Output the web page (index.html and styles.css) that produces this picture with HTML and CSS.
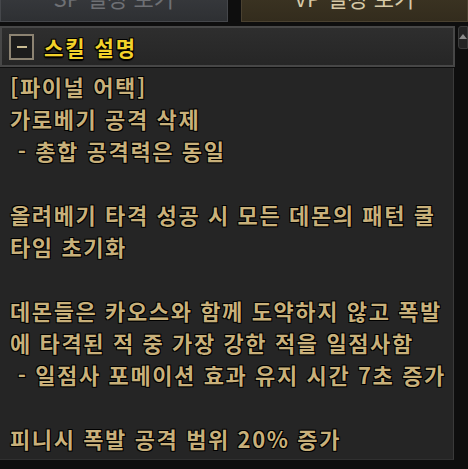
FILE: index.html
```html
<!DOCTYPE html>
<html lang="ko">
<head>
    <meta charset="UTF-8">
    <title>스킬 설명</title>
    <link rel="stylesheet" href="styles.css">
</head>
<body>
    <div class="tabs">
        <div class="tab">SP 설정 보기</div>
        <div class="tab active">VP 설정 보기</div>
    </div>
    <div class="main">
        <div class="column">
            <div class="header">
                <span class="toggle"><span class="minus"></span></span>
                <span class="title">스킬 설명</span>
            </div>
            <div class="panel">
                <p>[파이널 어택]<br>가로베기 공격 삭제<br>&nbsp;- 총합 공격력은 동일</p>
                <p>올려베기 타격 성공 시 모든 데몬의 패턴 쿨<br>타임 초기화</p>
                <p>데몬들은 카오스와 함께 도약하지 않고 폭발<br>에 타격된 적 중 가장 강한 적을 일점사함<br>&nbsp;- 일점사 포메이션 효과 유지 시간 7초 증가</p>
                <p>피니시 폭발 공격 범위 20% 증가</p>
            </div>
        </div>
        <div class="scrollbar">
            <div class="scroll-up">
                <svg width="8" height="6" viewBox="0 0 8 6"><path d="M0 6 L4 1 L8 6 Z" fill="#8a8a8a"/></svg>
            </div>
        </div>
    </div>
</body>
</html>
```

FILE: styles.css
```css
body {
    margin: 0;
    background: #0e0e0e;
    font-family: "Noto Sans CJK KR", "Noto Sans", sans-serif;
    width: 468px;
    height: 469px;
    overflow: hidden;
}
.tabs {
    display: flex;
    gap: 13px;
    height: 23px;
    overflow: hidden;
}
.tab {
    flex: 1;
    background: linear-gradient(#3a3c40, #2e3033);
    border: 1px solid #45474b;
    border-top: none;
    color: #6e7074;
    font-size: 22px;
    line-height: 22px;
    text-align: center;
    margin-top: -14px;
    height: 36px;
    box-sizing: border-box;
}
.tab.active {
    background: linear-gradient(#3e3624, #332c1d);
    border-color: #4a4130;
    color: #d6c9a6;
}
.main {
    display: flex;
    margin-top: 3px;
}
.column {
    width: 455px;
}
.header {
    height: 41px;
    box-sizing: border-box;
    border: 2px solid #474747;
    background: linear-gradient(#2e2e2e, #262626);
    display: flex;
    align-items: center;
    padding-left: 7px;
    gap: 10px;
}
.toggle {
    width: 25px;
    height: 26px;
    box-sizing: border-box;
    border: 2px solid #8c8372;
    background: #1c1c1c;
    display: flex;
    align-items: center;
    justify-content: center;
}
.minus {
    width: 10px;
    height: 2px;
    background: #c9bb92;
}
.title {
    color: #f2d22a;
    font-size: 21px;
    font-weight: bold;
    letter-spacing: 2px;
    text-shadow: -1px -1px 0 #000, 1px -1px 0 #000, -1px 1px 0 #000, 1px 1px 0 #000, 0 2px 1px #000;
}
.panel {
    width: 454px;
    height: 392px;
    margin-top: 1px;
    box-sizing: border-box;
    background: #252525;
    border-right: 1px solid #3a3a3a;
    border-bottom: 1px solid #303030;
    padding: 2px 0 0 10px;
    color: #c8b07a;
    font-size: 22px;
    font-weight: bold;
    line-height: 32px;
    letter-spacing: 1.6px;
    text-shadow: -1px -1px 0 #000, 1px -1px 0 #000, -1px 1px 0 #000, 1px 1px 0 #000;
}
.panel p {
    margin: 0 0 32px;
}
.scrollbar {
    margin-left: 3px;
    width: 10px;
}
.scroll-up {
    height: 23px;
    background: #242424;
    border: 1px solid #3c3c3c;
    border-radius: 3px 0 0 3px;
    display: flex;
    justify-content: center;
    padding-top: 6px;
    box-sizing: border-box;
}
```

...

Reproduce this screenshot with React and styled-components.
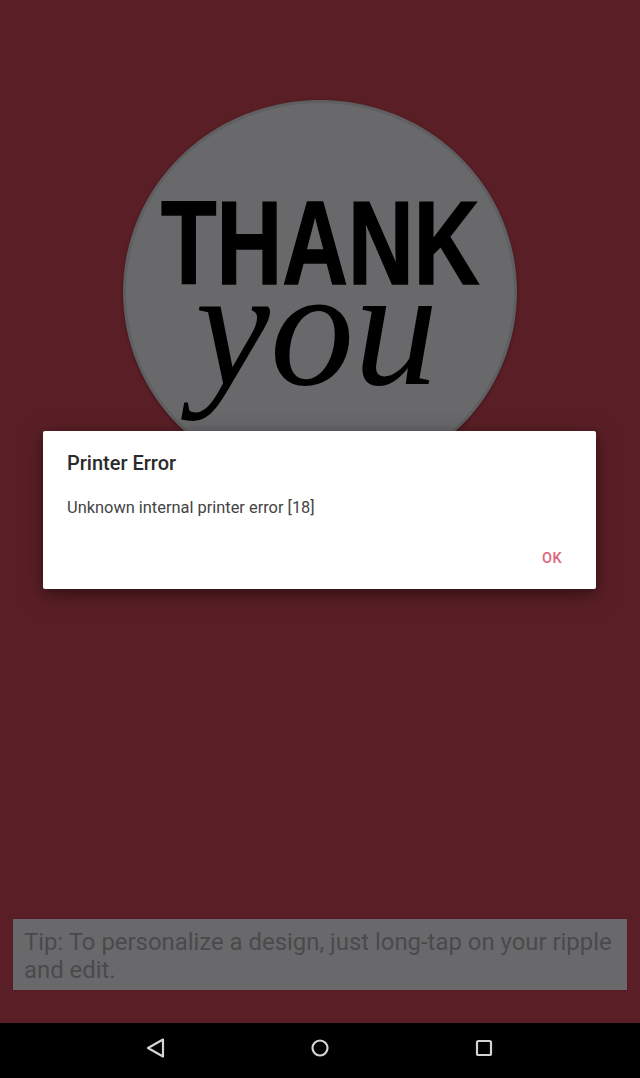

Exercise details: Locate the lines above that contain "styles" and copy them.

Written solution:
Output the web page (index.html and styles.css) that produces this picture with HTML and CSS.
    <link rel="stylesheet" href="styles.css">
FILE: styles.css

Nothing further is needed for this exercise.